15 October 2007

Why I'm Not for Peace

That's the title of an Ellen Willis piece I found via a random click. She died last year, I believe. This article is from 2002 and, in my opinion, it accurately articulates what is wrong with the American left, why it has failed in effecting substantive change, and why people like me are so unimpressed and disappointed with it.

There is no shortage of articles examining defects of the right so it's nice to read something like this for a more holistic perspective.

It expounds on ideas expressed in a Chris Hedges speech when he recalled the warnings of a teacher who had lived through Nazi Germany:

He despaired of liberals, who he said, as in Nazi Germany, mouthed silly platitudes about dialogue and inclusiveness that made them ineffectual and impotent. Liberals, he said, did not understand the power and allure of evil nor the cold reality of how the world worked. The current hand wringing by Democrats in the wake of the election, with many asking how they can reach out to a movement whose leaders brand them "demonic" and "satanic," would not have surprised Adams. Like Bonhoeffer, he did not believe that those who would fight effectively in coming times of turmoil, a fight that for him was an integral part of the Biblical message, would come from the church or the liberal, secular elite.


I can't post excerpts because the Acrobat file won't let me, so you'll just have to read it. The article is from Vol. 29, No.1 (top left).

I'd be interested to know what you think.

(h/t 3QuarksDaily)


(Added: These are the people we're talking about, photographed by 5chw4r7z)

1 comment:

Jimmy Carter said...

I read the first article and I have to say I liked it for a change of pace.

"on 9/11 it was our virtures more than our faults that were under attack"

compare to:

"The enemy can't stand the thought of free societies. That's why they attacked us"

Seems like both of them are making essentially the same point. Except one of them is George Walker Bush.

I also liked the fact that she cringed at the stupid antiwar slogans brought back from the antiwar era of the 60's. She didn't even like them then.

I love when she makes fun of the international criminal court and the impotency of that version of the liberal antiwar argument.

I see a problem with her philosophy at the end.

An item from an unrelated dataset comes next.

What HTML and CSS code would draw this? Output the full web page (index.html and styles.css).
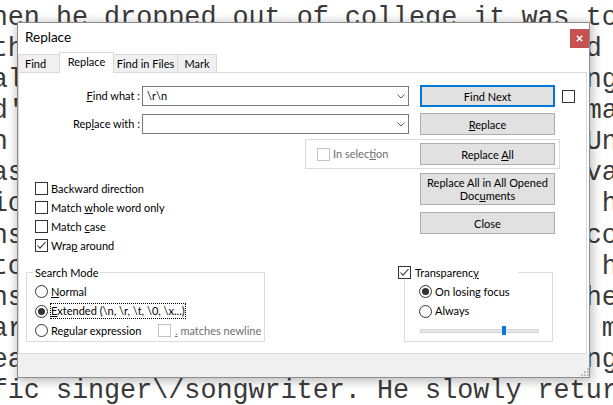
FILE: index.html
```html
<!DOCTYPE html>
<html>
<head>
<meta charset="utf-8">
<title>Replace</title>
<link rel="stylesheet" href="styles.css">
</head>
<body>
<div class="editor">
<div class="ln">on, and the band released a pop music and</div>
<div class="ln">hen he dropped out of college it was to </div>
<div class="ln">the wrote songs about the world and td </div>
<div class="ln">ale wrote songs about the world and tng</div>
<div class="ln">d'e wrote songs about the world and tma</div>
<div class="ln">n e wrote songs about the world and tUn</div>
<div class="ln">ase wrote songs about the world and tva</div>
<div class="ln">ice wrote songs about the world and t h</div>
<div class="ln">nse wrote songs about the world and tco</div>
<div class="ln">tce wrote songs about the world and t h</div>
<div class="ln">nse wrote songs about the world and the</div>
<div class="ln">are wrote songs about the world and t m</div>
<div class="ln">eae wrote songs about the world and tng</div>
<div class="ln">fic singer\/songwriter. He slowly return</div>
</div>

<div class="dialog">
  <div class="titlebar">
    <span class="title">Replace</span>
    <span class="close"><svg width="7" height="7" viewBox="0 0 7 7"><path d="M0.8 0.8L6.2 6.2M6.2 0.8L0.8 6.2" stroke="#fff" stroke-width="1.6" fill="none"/></svg></span>
  </div>
  <div class="tabs">
    <div class="tab t-find">Find</div>
    <div class="tab t-replace">Replace</div>
    <div class="tab t-files">Find in Files</div>
    <div class="tab t-mark">Mark</div>
  </div>
  <div class="panel">
    <div class="row">
      <span class="lbl"><u>F</u>ind what :</span>
      <div class="combo"><span class="combo-text">\r\n</span><svg class="chev" width="8" height="5" viewBox="0 0 8 5"><polyline points="0.5,0.5 4,4 7.5,0.5" fill="none" stroke="#606060" stroke-width="1"/></svg></div>
      <div class="btn default">Find Next</div>
      <span class="cb small"></span>
    </div>
    <div class="row row2">
      <span class="lbl">Rep<u>l</u>ace with :</span>
      <div class="combo"><span class="combo-text"></span><svg class="chev" width="8" height="5" viewBox="0 0 8 5"><polyline points="0.5,0.5 4,4 7.5,0.5" fill="none" stroke="#606060" stroke-width="1"/></svg></div>
      <div class="btn"><span><u>R</u>eplace</span></div>
    </div>
    <div class="selbox">
      <div class="check disabled"><span class="cb"></span><span>In selec<u>t</u>ion</span></div>
      <div class="btn"><span>Replace <u>A</u>ll</span></div>
    </div>
    <div class="lower">
      <div class="opts">
        <div class="check"><span class="cb"></span><span>Backward direction</span></div>
        <div class="check"><span class="cb"></span><span>Match <u>w</u>hole word only</span></div>
        <div class="check"><span class="cb"></span><span>Match <u>c</u>ase</span></div>
        <div class="check"><span class="cb on"><svg width="11" height="11" viewBox="0 0 11 11"><polyline points="1.5,5.5 4,8.2 9.5,2" fill="none" stroke="#333" stroke-width="1.1"/></svg></span><span>Wra<u>p</u> around</span></div>
      </div>
      <div class="btncol">
        <div class="btn tall"><span>Replace All in All Opened<br>Doc<u>u</u>ments</span></div>
        <div class="btn">Close</div>
      </div>
    </div>
    <div class="groups">
      <fieldset class="grp mode">
        <legend>Search Mode</legend>
        <div class="radio"><span class="rb"></span><span><u>N</u>ormal</span></div>
        <div class="radio"><span class="rb on"></span><span class="focus"><u>E</u>xtended (\n, \r, \t, \0, \x...)</span></div>
        <div class="radio regex">
          <div class="radio-inner"><span class="rb"></span><span>Re<u>g</u>ular expression</span></div>
          <div class="check disabled nl"><span class="cb"></span><span><u>.</u> matches newline</span></div>
        </div>
      </fieldset>
      <fieldset class="grp transp">
        <legend><span class="cb on"><svg width="11" height="11" viewBox="0 0 11 11"><polyline points="1.5,5.5 4,8.2 9.5,2" fill="none" stroke="#333" stroke-width="1.1"/></svg></span><span>Transparenc<u>y</u></span></legend>
        <div class="radio"><span class="rb on"></span><span>On losing focus</span></div>
        <div class="radio"><span class="rb"></span><span>Always</span></div>
        <div class="slider-row"><div class="track"><span class="thumb"></span></div></div>
      </fieldset>
    </div>
  </div>
  <div class="footer">
    <svg class="grip" width="8" height="8" viewBox="0 0 8 8"><g fill="#bdbdbd"><rect x="6" y="0" width="2" height="2"/><rect x="3" y="3" width="2" height="2"/><rect x="6" y="3" width="2" height="2"/><rect x="0" y="6" width="2" height="2"/><rect x="3" y="6" width="2" height="2"/><rect x="6" y="6" width="2" height="2"/></g></svg>
  </div>
</div>
</body>
</html>
```

FILE: styles.css
```css
* { box-sizing: border-box; }
html, body { margin: 0; padding: 0; }
body {
  width: 613px;
  height: 405px;
  overflow: hidden;
  position: relative;
  background: #fff;
  font-family: Lato, "Open Sans", sans-serif;
}

/* background editor */
.editor {
  margin: -28.2px 0 0 -8.3px;
  font-family: "Liberation Mono", "Courier New", monospace;
  font-size: 26.75px;
  line-height: 31.1px;
  color: #3a3a3a;
  width: 640px;
}
.ln {
  height: 31.1px;
  white-space: pre;
}

/* dialog */
.dialog {
  position: absolute;
  left: 17px;
  top: 22px;
  width: 573px;
  height: 356px;
  border: 1px solid #8c8c8c;
  background: #fff;
  box-shadow: 1px 2px 10px 1px rgba(0, 0, 0, 0.28);
  display: flex;
  flex-direction: column;
  font-size: 11px;
  color: #000;
}
.titlebar {
  flex: none;
  height: 29px;
  display: flex;
  justify-content: space-between;
  align-items: flex-start;
}
.title {
  font-size: 13.5px;
  line-height: 29px;
  padding-left: 7px;
}
.close {
  width: 19px;
  height: 19px;
  margin-top: 6px;
  background: #c75050;
  display: flex;
  align-items: center;
  justify-content: center;
}

.tabs {
  flex: none;
  height: 20px;
  display: flex;
  align-items: flex-end;
  position: relative;
  z-index: 1;
}
.tab {
  height: 18px;
  border-top: 1px solid #d9d9d9;
  background: #f0f0f0;
  text-align: center;
  line-height: 17px;
  white-space: nowrap;
}
.t-find { width: 41px; border-left: 1px solid #d9d9d9; text-align: left; padding-left: 6px; }
.t-replace {
  width: 55px;
  height: 21px;
  margin-bottom: -1px;
  background: #fff;
  border: 1px solid #d9d9d9;
  border-bottom: none;
  line-height: 18px;
}
.t-files { width: 64px; border-right: 1px solid #d9d9d9; }
.t-mark { width: 39px; border-right: 1px solid #d9d9d9; }

.panel {
  flex: none;
  height: 282px;
  margin-right: 2px;
  border: 1px solid #d9d9d9;
  padding-top: 12px;
  display: flex;
  flex-direction: column;
}
.footer {
  flex: 1;
  background: #f0f0f0;
  position: relative;
}
.grip { position: absolute; right: 0; bottom: 1px; }

.row {
  flex: none;
  display: flex;
  align-items: center;
  height: 22px;
}
.row2 { margin-top: 6px; }
.lbl {
  width: 121px;
  text-align: right;
  line-height: 14px;
  white-space: nowrap;
}
.combo {
  width: 267px;
  height: 20px;
  margin-left: 2px;
  border: 1px solid #7a7a7a;
  display: flex;
  align-items: center;
  justify-content: space-between;
  padding: 0 3px 0 4px;
  background: #fff;
}
.combo-text { line-height: 14px; }
.chev { flex: none; }

.btn {
  flex: none;
  width: 135px;
  height: 22px;
  background: #e1e1e1;
  border: 1px solid #adadad;
  display: flex;
  align-items: center;
  justify-content: center;
  text-align: center;
  line-height: 13px;
  white-space: nowrap;
}
.row .btn { margin-left: 11px; }
.btn.default { border: 2px solid #0078d7; }
.btn.tall { height: 32px; }

.cb {
  flex: none;
  width: 13px;
  height: 13px;
  border: 1px solid #333;
  background: #fff;
  display: flex;
  align-items: center;
  justify-content: center;
}
.cb.small { margin-left: 7px; }
.rb {
  flex: none;
  width: 13px;
  height: 13px;
  border: 1px solid #333;
  border-radius: 50%;
  background: #fff;
  display: flex;
  align-items: center;
  justify-content: center;
}
.rb.on::after {
  content: "";
  width: 7px;
  height: 7px;
  border-radius: 50%;
  background: #333;
}

.check {
  display: flex;
  align-items: center;
  gap: 3px;
  height: 19px;
  line-height: 14px;
  white-space: nowrap;
}
.check.disabled { color: #6d6d6d; }
.check.disabled .cb { border-color: #c4c4c4; }

.selbox {
  flex: none;
  margin: 4px 0 0 286px;
  width: 255px;
  height: 30px;
  border: 1px solid #dcdcdc;
  display: flex;
  align-items: center;
  justify-content: space-between;
  padding: 0 4px 0 11px;
}

.lower {
  flex: none;
  margin-top: 4px;
  display: grid;
  grid-template-columns: 401px 135px;
  align-items: start;
}
.opts { padding: 6px 0 0 16px; }
.btncol {
  display: flex;
  flex-direction: column;
  gap: 7px;
}

.groups {
  flex: none;
  margin-top: 10px;
  display: flex;
  align-items: flex-start;
}
.grp {
  margin: 0;
  height: 77px;
  border: 1px solid #dcdcdc;
  padding: 2px 6px 0;
  min-width: 0;
}
.grp legend {
  padding: 0 2px;
  line-height: 15px;
  font-size: 11px;
  white-space: nowrap;
}
.mode { margin-left: 7px; width: 239px; }
.transp { margin-left: 139px; width: 149px; padding-left: 14px; }
.transp legend {
  padding: 0;
  margin-left: -21px;
  width: 120px;
  display: flex;
  align-items: center;
  gap: 4px;
  background: #fff;
}

.radio {
  display: flex;
  align-items: center;
  gap: 3px;
  height: 19.5px;
  line-height: 14px;
  white-space: nowrap;
}
.mode .radio { margin-left: 2px; }
.focus {
  border: 1px dotted #000;
  margin-left: -1px;
  line-height: 14px;
}
.regex {
  display: grid;
  grid-template-columns: 123px 110px;
  align-items: center;
  gap: 0;
}
.radio-inner { display: flex; align-items: center; gap: 3px; }
.nl { gap: 4px; }

.slider-row {
  height: 19.5px;
  display: flex;
  align-items: center;
}
.track {
  position: relative;
  margin-left: 1px;
  width: 119px;
  height: 4px;
  background: #e7e7e7;
  border: 1px solid #d6d6d6;
}
.thumb {
  position: absolute;
  left: 81px;
  top: -4px;
  width: 4px;
  height: 9px;
  background: #0078d7;
}
```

She talks about the tension in the 60's on the left between people who wanted to help everyone including themselves, vs the leftists that cared more for the third world causes to the extent that their policies could actually be to the detriment of their own lives. She clearly sides with the people who want to help everyone including themselves.

But earlier in the piece she derided bombing and the use of air power instead of putting a massive amount of American troops on the ground in Afghanistan. She didn't like the Northern Alliance fighting the Taliban, she wanted American grunts doing it, and she didn't want it accomplished by bombing.

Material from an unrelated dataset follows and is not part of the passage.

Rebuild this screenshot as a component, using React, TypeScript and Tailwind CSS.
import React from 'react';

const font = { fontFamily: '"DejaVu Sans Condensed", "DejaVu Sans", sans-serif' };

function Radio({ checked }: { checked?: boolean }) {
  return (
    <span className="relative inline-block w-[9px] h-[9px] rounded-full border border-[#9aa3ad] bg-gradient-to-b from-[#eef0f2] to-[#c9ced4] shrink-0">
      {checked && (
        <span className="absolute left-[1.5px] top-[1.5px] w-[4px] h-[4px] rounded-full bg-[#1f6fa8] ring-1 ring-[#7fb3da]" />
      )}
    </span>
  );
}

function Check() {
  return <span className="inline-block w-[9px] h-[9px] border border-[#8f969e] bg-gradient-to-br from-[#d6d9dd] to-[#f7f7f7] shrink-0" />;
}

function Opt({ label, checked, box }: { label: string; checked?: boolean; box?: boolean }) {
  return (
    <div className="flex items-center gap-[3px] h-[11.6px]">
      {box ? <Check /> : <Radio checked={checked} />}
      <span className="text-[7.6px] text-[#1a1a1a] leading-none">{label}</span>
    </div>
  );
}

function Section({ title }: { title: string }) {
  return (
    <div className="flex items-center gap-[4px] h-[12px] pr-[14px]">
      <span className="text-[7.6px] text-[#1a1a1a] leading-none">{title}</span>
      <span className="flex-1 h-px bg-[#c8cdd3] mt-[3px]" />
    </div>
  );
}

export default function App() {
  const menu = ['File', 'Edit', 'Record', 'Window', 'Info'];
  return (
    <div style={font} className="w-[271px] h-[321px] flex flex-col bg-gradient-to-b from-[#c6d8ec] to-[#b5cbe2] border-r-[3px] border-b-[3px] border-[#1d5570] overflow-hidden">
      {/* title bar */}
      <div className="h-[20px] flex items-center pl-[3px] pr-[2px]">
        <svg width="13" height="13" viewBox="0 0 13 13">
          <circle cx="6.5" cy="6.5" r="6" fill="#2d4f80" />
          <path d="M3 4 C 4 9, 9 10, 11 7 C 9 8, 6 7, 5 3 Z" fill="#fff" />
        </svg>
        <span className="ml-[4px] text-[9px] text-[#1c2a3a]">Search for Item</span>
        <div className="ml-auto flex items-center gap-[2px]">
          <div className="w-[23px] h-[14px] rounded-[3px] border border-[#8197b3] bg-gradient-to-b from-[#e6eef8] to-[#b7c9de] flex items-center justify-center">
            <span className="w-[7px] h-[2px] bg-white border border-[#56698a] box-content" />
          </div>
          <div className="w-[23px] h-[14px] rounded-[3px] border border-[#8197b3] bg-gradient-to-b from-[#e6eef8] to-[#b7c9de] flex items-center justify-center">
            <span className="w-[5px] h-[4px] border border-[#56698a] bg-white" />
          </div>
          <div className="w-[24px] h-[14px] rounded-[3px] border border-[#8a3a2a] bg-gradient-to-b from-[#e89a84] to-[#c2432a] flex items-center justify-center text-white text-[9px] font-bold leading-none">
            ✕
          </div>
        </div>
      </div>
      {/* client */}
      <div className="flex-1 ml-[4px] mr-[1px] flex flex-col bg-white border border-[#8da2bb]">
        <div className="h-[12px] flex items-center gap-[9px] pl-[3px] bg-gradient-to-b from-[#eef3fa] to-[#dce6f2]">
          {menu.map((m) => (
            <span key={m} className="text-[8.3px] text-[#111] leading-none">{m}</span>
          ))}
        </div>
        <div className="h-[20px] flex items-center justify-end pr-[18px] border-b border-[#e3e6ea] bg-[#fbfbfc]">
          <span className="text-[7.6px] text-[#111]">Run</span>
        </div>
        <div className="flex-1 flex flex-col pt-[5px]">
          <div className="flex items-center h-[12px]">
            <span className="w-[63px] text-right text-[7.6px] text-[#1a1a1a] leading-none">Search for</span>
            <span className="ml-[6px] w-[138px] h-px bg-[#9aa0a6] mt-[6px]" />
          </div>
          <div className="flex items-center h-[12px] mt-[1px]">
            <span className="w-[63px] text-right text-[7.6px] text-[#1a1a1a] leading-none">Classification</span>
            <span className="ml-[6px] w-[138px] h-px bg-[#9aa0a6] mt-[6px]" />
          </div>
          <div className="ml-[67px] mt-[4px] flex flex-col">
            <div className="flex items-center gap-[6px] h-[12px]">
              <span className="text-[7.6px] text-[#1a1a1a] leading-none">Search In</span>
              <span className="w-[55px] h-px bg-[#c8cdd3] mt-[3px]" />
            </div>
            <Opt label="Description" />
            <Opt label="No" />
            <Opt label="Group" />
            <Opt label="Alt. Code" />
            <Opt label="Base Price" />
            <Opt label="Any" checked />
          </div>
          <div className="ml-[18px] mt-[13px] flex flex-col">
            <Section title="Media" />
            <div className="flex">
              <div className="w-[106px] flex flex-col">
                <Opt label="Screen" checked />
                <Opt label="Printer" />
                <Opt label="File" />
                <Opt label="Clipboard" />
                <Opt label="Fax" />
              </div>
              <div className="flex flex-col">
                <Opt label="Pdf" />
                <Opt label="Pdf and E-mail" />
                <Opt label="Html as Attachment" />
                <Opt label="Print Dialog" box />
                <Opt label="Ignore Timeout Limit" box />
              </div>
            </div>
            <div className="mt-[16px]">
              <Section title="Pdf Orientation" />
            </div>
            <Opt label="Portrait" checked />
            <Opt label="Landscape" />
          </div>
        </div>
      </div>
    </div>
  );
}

Without bombing you need to create the infrastucture for a larger ground war. You need to haul in the tanks and equipment, and of course you need a hell of a lot more people. I don't know why she didn't like the Northern Alliance, but I can't see anyone rational refusing the alliance or eschewing bombing in the name of primitave ground fighting. Our casualties would have risen 10 fold.

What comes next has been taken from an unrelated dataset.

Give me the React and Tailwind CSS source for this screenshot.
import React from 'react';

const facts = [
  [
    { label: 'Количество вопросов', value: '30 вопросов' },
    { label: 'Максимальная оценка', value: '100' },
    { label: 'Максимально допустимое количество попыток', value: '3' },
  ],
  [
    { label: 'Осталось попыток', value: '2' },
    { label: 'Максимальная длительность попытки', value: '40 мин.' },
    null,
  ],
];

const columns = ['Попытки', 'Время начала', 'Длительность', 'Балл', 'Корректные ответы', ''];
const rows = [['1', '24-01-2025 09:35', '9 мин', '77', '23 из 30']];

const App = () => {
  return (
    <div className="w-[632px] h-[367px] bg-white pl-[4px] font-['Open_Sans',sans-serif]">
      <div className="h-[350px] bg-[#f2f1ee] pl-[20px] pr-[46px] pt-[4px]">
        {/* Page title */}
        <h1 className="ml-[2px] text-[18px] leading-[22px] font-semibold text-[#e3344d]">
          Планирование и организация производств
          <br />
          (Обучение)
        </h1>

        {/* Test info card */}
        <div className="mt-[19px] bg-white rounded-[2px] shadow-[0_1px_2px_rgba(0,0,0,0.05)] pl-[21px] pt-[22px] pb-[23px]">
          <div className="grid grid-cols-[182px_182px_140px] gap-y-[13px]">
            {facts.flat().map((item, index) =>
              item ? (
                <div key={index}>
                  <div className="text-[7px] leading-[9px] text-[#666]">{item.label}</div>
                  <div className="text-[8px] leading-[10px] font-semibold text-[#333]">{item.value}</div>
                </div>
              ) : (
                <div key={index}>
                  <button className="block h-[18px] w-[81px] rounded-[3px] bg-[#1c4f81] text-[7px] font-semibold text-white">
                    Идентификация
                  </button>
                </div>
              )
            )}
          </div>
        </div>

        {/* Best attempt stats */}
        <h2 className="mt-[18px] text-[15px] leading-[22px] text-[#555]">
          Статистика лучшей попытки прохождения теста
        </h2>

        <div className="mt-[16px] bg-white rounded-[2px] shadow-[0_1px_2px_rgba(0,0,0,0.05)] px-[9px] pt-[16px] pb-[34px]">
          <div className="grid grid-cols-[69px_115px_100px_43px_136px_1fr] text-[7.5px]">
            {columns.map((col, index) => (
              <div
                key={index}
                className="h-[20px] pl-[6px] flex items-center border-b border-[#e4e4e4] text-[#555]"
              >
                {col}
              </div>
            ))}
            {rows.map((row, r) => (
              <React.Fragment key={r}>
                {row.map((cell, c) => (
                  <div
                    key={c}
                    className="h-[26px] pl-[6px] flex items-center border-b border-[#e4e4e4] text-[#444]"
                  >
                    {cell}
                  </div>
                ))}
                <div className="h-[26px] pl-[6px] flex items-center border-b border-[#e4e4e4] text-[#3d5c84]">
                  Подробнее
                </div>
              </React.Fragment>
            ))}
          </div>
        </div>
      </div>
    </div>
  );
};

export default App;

Some of our bombs kill innocent people. We try to keep that to a minimum. Some of our tanks and rifle shots kill innocent people too.

I don't agree with everything, but she made a lot of solid points. And many of those points have been made by conservatives (even the President), and you probably will only accept them when it comes from your radical magazine.

She talked about being chilled when she read a protest sign "Nothing is worth dying for", and she asked what Ghandi would have said to that. Freedom isn't free isn't just a bumper sticker. Blood has been spilled for every right that we have. She is wise enough to know that.